В греческой и римской теологии сложились очень несхожие взгляды на божественность Христа. Греческая концепция Вочеловечения была предложена Максимом Исповедником (ок. 580-662 гг.), которого принято считать отцом византийского богословия. Его соображения намного ближе к буддийскому идеалу, чем западные. Максим считал, что человек может состояться только слившись с Богом – и эта идея роднит его с буддистами, которые утверждали, что просветленность является естественным человеческим предназначением. С этой точки зрения "Бог" вовсе не является чуждой и посторонней реальностью, необязательным дополнением к человеческому существованию. Нет, в мужчинах и женщинах заложено божественное начало, и только развив его до конца, они становятся настоящими людьми. Логос стал Иисусом не для того, чтобы искупить Адамов грех: Вочеловечение случилось бы, Даже если бы Адам не согрешил.
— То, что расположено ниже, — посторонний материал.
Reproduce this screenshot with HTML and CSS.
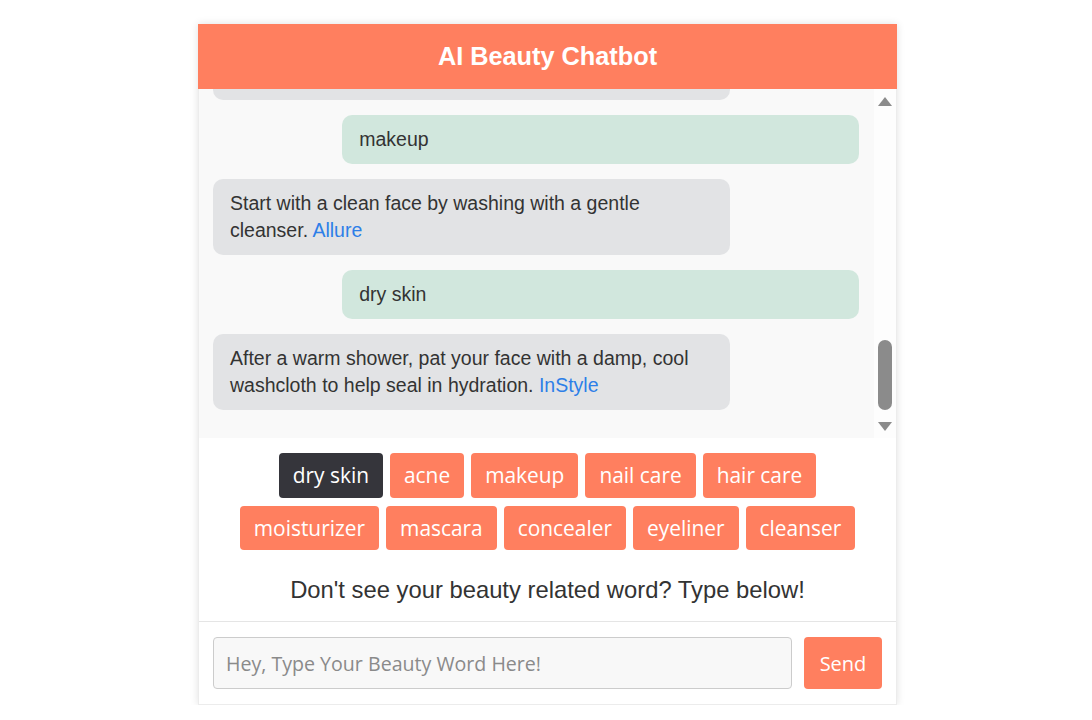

Люди были созданы по образу Логоса и достигают полного расцвета, только когда подобие Ему становится безупречным. Восславивший человеческое Иисус явил нам на горе Фавор человека обожествленного, и к этому образу обязан стремиться каждый. Слово облеклось плотью ради того, чтобы "весь человек стал Богом, обожествленный милостью Бога, ставшего человеком – человеком цельным, душой и телом, по естеству, и Богом живым, душой и телом, по благодати"60. В буддизме просветление не требует вмешательства со стороны сверхъестественной реальности и представляет собой развитие сил, присущих человеку с самого рождения. Сходным образом, обожествленный Христос явил нам статус, которого достигают по Божьей милости. Христиане могли бы почитать Богочеловека Иисуса так же, как буддисты преклоняют голову перед изображениями просветленного Гаутамы: он был первым, кто своим примером восславил и исполнил человеческое предназначение.